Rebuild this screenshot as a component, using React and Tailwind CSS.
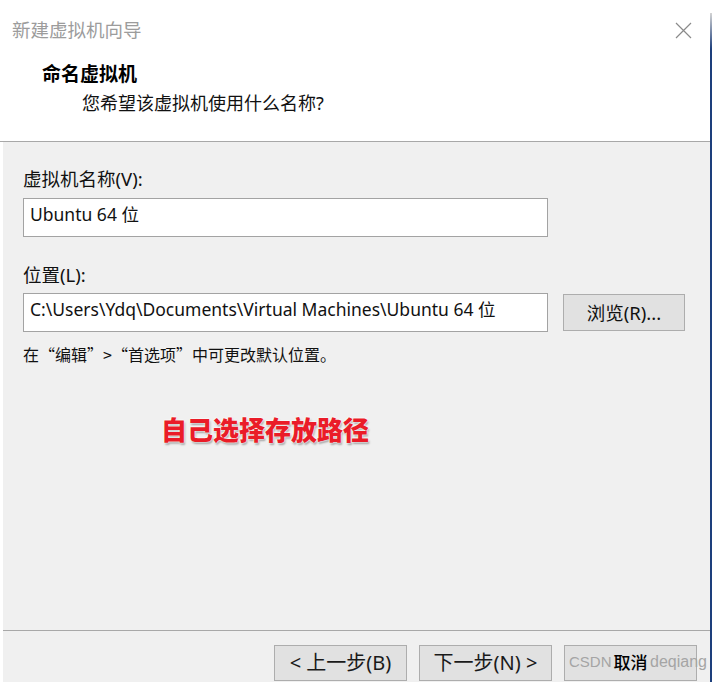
import React from "react";

const font = "font-['Noto_Sans','Noto_Sans_CJK_SC',sans-serif]";

function CloseIcon() {
  return (
    <svg width="17" height="17" viewBox="0 0 17 17" className="block">
      <path d="M1 1 L16 16 M16 1 L1 16" stroke="#8a8a8a" strokeWidth="1.2" fill="none" />
    </svg>
  );
}

function Button({ children, className = "text-[20px] text-[#1a1a1a]" }) {
  return (
    <div
      className={`h-[36px] w-[133px] flex items-center justify-center bg-[#e1e1e1] border border-[#adadad] ${className}`}
    >
      {children}
    </div>
  );
}

export default function App() {
  return (
    <div className={`w-[722px] h-[682px] overflow-hidden bg-white flex ${font}`}>
      {/* dialog */}
      <div className="w-[710px] h-full flex flex-col">
        {/* header */}
        <div className="h-[142px] bg-white border-b border-[#a8a8a8] flex flex-col">
          <div className="flex items-center justify-between pl-[12px] pr-[18px] pt-[17px]">
            <span className="text-[18.5px] leading-[26px] text-[#9c9c9c]">新建虚拟机向导</span>
            <CloseIcon />
          </div>
          <div className="pl-[42px] pt-[19px] text-[19px] leading-[24px] font-bold text-black">命名虚拟机</div>
          <div className="pl-[82px] pt-[5px] text-[18px] leading-[24px] text-[#111]">
            您希望该虚拟机使用什么名称?
          </div>
        </div>

        {/* body */}
        <div className="ml-[3px] h-[489px] bg-[#f0f0f0] border-b border-[#a8a8a8] pl-[20px] pt-[25px] text-[17.5px] text-[#111]">
          <div className="leading-[24px] text-[18.5px]">虚拟机名称(V):</div>
          <div className="mt-[7px] w-[525px] h-[39px] bg-white border border-[#a3a3a3] pl-[6px] flex items-start pt-[3px] leading-[24px]">
            Ubuntu 64 位
          </div>

          <div className="mt-[26px] leading-[24px] text-[18.5px]">位置(L):</div>
          <div className="mt-[6px] flex items-center gap-[15px]">
            <div className="w-[525px] h-[39px] bg-white border border-[#a3a3a3] pl-[6px] pt-[3px] leading-[24px] whitespace-nowrap overflow-hidden">
              C:\Users\Ydq\Documents\Virtual Machines\Ubuntu 64 位
            </div>
            <div className="w-[122px] h-[37px] bg-[#e1e1e1] border border-[#adadad] flex items-center justify-center text-[18.5px]">
              浏览(R)...
            </div>
          </div>
          <div className="mt-[10px] leading-[24px] text-[16px] font-['Noto_Sans_CJK_SC',sans-serif]">
            在“编辑”&gt;“首选项”中可更改默认位置。
          </div>

          <div className="mt-[48px] ml-[138px] text-[26px] leading-[32px] font-black text-[#ea1c28] [text-shadow:0_0_2px_#fff,0_0_2px_#fff,1px_2px_2px_rgba(0,0,0,0.35)]">
            自己选择存放路径
          </div>
        </div>

        {/* footer */}
        <div className="ml-[3px] flex-1 bg-[#f0f0f0] flex justify-end gap-[12px] pt-[14px] pr-[13px]">
          <Button>&lt; 上一步(B)</Button>
          <Button>下一步(N) &gt;</Button>
          <div className="relative">
            <Button className="text-black font-medium text-[17px]">取消</Button>
            <span className="absolute left-[5px] top-[5px] text-[15px] leading-[24px] text-[#a5a5a5] font-['Liberation_Sans',sans-serif]">
              CSDN
            </span>
            <span className="absolute left-[86px] top-[5px] text-[16px] leading-[24px] text-[#a5a5a5] font-['Liberation_Sans',sans-serif]">
              deqiang
            </span>
          </div>
        </div>
      </div>

      {/* window edge */}
      <div className="mt-[13px] w-[2px] h-full bg-[linear-gradient(to_bottom,#d4d4d4_0px,#1d3f7c_36px,#1d3f7c_100%)]" />
    </div>
  );
}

**AIM OF THE TASK**. Working from the lines above, reproduce the material exactly and exclude its pictures.

**TASK RESPONSE**.
Rebuild this screenshot as a component, using React and Tailwind CSS.
import React from "react";

const font = "font-['Noto_Sans','Noto_Sans_CJK_SC',sans-serif]";

function CloseIcon() {
  return (
    <svg width="17" height="17" viewBox="0 0 17 17" className="block">
      <path d="M1 1 L16 16 M16 1 L1 16" stroke="#8a8a8a" strokeWidth="1.2" fill="none" />
    </svg>
  );
}

function Button({ children, className = "text-[20px] text-[#1a1a1a]" }) {
  return (
    <div
      className={`h-[36px] w-[133px] flex items-center justify-center bg-[#e1e1e1] border border-[#adadad] ${className}`}
    >
      {children}
    </div>
  );
}

export default function App() {
  return (
    <div className={`w-[722px] h-[682px] overflow-hidden bg-white flex ${font}`}>
      {/* dialog */}
      <div className="w-[710px] h-full flex flex-col">
        {/* header */}
        <div className="h-[142px] bg-white border-b border-[#a8a8a8] flex flex-col">
          <div className="flex items-center justify-between pl-[12px] pr-[18px] pt-[17px]">
            <span className="text-[18.5px] leading-[26px] text-[#9c9c9c]">新建虚拟机向导</span>
            <CloseIcon />
          </div>
          <div className="pl-[42px] pt-[19px] text-[19px] leading-[24px] font-bold text-black">命名虚拟机</div>
          <div className="pl-[82px] pt-[5px] text-[18px] leading-[24px] text-[#111]">
            您希望该虚拟机使用什么名称?
          </div>
        </div>

        {/* body */}
        <div className="ml-[3px] h-[489px] bg-[#f0f0f0] border-b border-[#a8a8a8] pl-[20px] pt-[25px] text-[17.5px] text-[#111]">
          <div className="leading-[24px] text-[18.5px]">虚拟机名称(V):</div>
          <div className="mt-[7px] w-[525px] h-[39px] bg-white border border-[#a3a3a3] pl-[6px] flex items-start pt-[3px] leading-[24px]">
            Ubuntu 64 位
          </div>

          <div className="mt-[26px] leading-[24px] text-[18.5px]">位置(L):</div>
          <div className="mt-[6px] flex items-center gap-[15px]">
            <div className="w-[525px] h-[39px] bg-white border border-[#a3a3a3] pl-[6px] pt-[3px] leading-[24px] whitespace-nowrap overflow-hidden">
              C:\Users\Ydq\Documents\Virtual Machines\Ubuntu 64 位
            </div>
            <div className="w-[122px] h-[37px] bg-[#e1e1e1] border border-[#adadad] flex items-center justify-center text-[18.5px]">
              浏览(R)...
            </div>
          </div>
          <div className="mt-[10px] leading-[24px] text-[16px] font-['Noto_Sans_CJK_SC',sans-serif]">
            在“编辑”&gt;“首选项”中可更改默认位置。
          </div>

          <div className="mt-[48px] ml-[138px] text-[26px] leading-[32px] font-black text-[#ea1c28] [text-shadow:0_0_2px_#fff,0_0_2px_#fff,1px_2px_2px_rgba(0,0,0,0.35)]">
            自己选择存放路径
          </div>
        </div>

        {/* footer */}
        <div className="ml-[3px] flex-1 bg-[#f0f0f0] flex justify-end gap-[12px] pt-[14px] pr-[13px]">
          <Button>&lt; 上一步(B)</Button>
          <Button>下一步(N) &gt;</Button>
          <div className="relative">
            <Button className="text-black font-medium text-[17px]">取消</Button>
            <span className="absolute left-[5px] top-[5px] text-[15px] leading-[24px] text-[#a5a5a5] font-['Liberation_Sans',sans-serif]">
              CSDN
            </span>
            <span className="absolute left-[86px] top-[5px] text-[16px] leading-[24px] text-[#a5a5a5] font-['Liberation_Sans',sans-serif]">
              deqiang
            </span>
          </div>
        </div>
      </div>

      {/* window edge */}
      <div className="mt-[13px] w-[2px] h-full bg-[linear-gradient(to_bottom,#d4d4d4_0px,#1d3f7c_36px,#1d3f7c_100%)]" />
    </div>
  );
}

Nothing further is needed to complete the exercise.